Last week, U.S. presidential hopeful Rick Santorum made a sojourn into the land of utter political bewilderment, admonishing Barack Obama for wanting more American youths to go to college. “What a snob,” the former senator proclaimed, going on to say with Biblical tact that university liberals wish to remake students in their own image. Of course, this is just one gaffe of many coming from the G.O.P. camp, but it is as fine an example as any of the linguistic muddle that has become American political discourse.
Hidden within Santorum’s comments was an unpardonable conflation, missed by many pundits which have scooped up this story: he equates liberalism with elitism. To marry these two terms is misleading. Santorum’s strategy was perhaps to conjure up an image of Kennedy-esque elitism, couple it with Ivy League northeastern sensibility, and portray the amalgamated picture as a representation of every American university. Surely that would stop anyone from voting for Obama.

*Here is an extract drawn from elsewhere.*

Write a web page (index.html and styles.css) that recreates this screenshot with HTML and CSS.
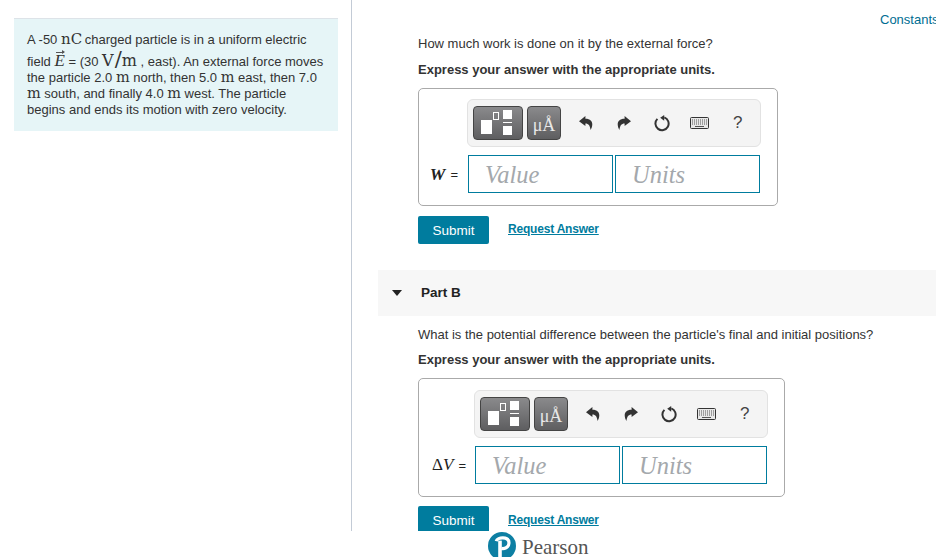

Yet, of course, there are several missteps in this case. Firstly, in 2012 this view of education doesn’t hold water. Elitism is predicated on exclusion; and although you can surely find pockets of snobbery if you look hard enough, the biggest barriers to college enrolment have been largely chipped away. Enrolment of women went up 350 per cent from 1970 to 2009, compared with a 74 per cent increase in men. During the same period Asian and American Indian enrolment more than tripled, according to the National Center for Education Statistics. High tuition fees are still a barrier, but not one which will be broken by cracking down on a universal elitist clique which doesn’t exist.
So Santorum was wrong about the language of elitism—but was he right about the liberal conspiracy perpetuated by every college professor and administrator? Well, here comes the second linguistic gaffe, and this one I don’t think was on purpose. If Santorum meant “liberal” as a modifier of “arts,” then he was right on. Perhaps nowhere in the western world have the tenets of a classical liberal arts education been kept alive so well, and with such a large university system to proliferate it. But liberal arts was not what was alluded to in that stump speech in Michigan. Rather, the word “liberal” was, as is usually the case today, meant in the way George H. W. Bush did 20 years ago—a political philosophy deemed unutterable, and demonized as “The L-Word.” I can only imagine the negative effect Santorum’s remarks would have on a Republican high-schooler undecided about college applications.
The remarks made last week about education exacerbate an already discordant poverty of language in U.S. politics. Rick Santorum is still only commanding attention because the days are gone when, as the late scholar Tony Judt put it, “poor expression belied poor thought.” As Judt saw it, these days we are evaluated for what we are trying to say, not for what we actually say. As long as the intentions are good, your expression surely doesn’t belie your thought, good or bad. It’s time for any Americans out there (myself included) to start hearing the language of politics for what it is, and seeing the harm that it can do.